Studies Find Payoff in ‘Personalizing’ Algebra.
http://www.edweek.org/ew/articles/2012/09/26/05personalize_ep.h32.html?tkn=VXCF9%2FGwGEwqob5w42Qm3zUqP9uCwwmsnyD8&cmp=clp-sb-ascd
Chris Robinson
September 26, 2012 - 4:23 pm -Start with a guess, a gut instinct. Discuss what’s important, what’s not important. Abstract slowly, and talk about why you’re doing what your doing. Climb until you are at that rung where you can apply the pure math. Throughout this abstraction process, the content isn’t really the focus. It’s the problem solving process that is really important here. I’ve come to the conclusion that the math practices of the CCSSM are much more desirable for students to become comfortable with. The content will then come along for the ride.
joseph
September 27, 2012 - 7:39 am -William wins.
“What if, instead of writing a story [1], you took a picture of a couple of loose tennis balls, and a stack of tennis ball cans. Ask your students to estimate how many tennis balls there are in the photo.”

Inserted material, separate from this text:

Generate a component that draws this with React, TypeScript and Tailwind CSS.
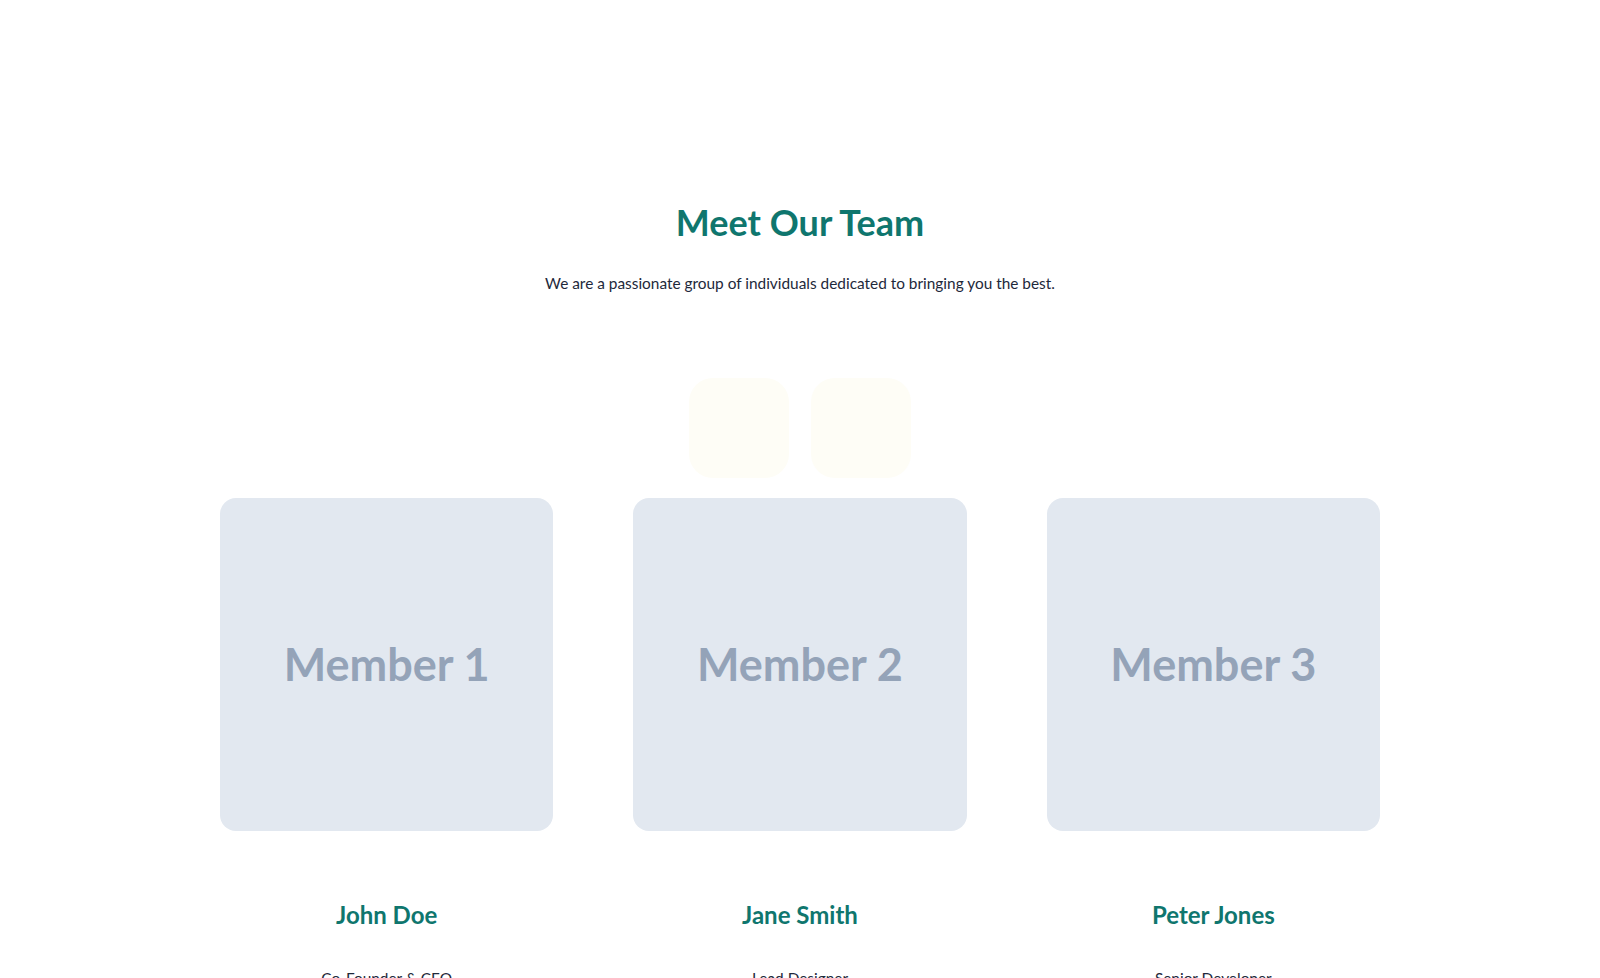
const members = [
  { label: "Member 1", name: "John Doe", role: "Co-Founder & CEO" },
  { label: "Member 2", name: "Jane Smith", role: "Lead Designer" },
  { label: "Member 3", name: "Peter Jones", role: "Senior Developer" },
];

export default function App() {
  return (
    <div className="min-h-screen bg-white font-['Lato','Noto_Sans',sans-serif]">
      <section className="pt-[202px]">
        <h2 className="text-center text-4xl font-bold text-[#0f766e]">Meet Our Team</h2>
        <p className="mt-[29px] text-center text-[15.4px] leading-6 text-[#1e293b]">
          We are a passionate group of individuals dedicated to bringing you the best.
        </p>

        {/* decorative tiles above the grid */}
        <div className="mt-[83px] flex justify-center gap-[22px]">
          <div className="h-[100px] w-[100px] rounded-3xl bg-[#fefdf6]" />
          <div className="h-[100px] w-[100px] rounded-3xl bg-[#fefdf6]" />
        </div>

        <div className="mx-auto mt-[20px] grid w-[1160px] grid-cols-3 gap-20">
          {members.map((m) => (
            <div key={m.name} className="flex flex-col items-center">
              <div className="flex aspect-square w-full items-center justify-center rounded-2xl bg-[#e2e8f0]">
                <span className="text-[45px] font-bold text-[#94a3b8]">{m.label}</span>
              </div>
              <h3 className="mt-[68px] text-2xl font-bold text-[#0f766e]">{m.name}</h3>
              <p className="mt-[35px] text-[15.4px] leading-6 text-[#1e293b]">{m.role}</p>
            </div>
          ))}
        </div>
      </section>
    </div>
  );
}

Make the students do it how they normally do it. Then have them write down the math they just did (or abstracted without realizing it): 3 x #cans + loose ones = total
Make them double-check that they’ve included all units: 3 balls/can x #cans + loose balls= total balls (My physics background urges the importance of this step. The “cans” unit cancels out leaving only “balls.” BTW, I try to do as few ball-related problems as possible with high schoolers.)
They just abstracted it for themselves. Now help them clean up their equations into pretty algebra notation.
Nico
September 27, 2012 - 5:08 pm -It’s nice to see the article in edweek Nathan. Thanks. I also appreciate that ideas are being shared.
I just want to make mention of something Joseph has said,
‘…the math they just did (or abstracted without realizing it)’
I think that this is the sort of victory we are constantly searching for. They are doing something without even having seen a variable, a constant, coefficient or an equal sign. If I say 87 packages of tennis ball, or they see a picture of 87 packages they will start ‘abstracting without realizing it’.
That’s the victory.
They do the abstraction without me forcing new symbols on them. They might even ask to short form the word packages to a single letter. Another victory.
Ok. This sidetrack was fun. But enough about balls, packages and cans. Who started these comments anyway? This doctoral student is trying to get some work done. More LOA Dan, please…and thank you.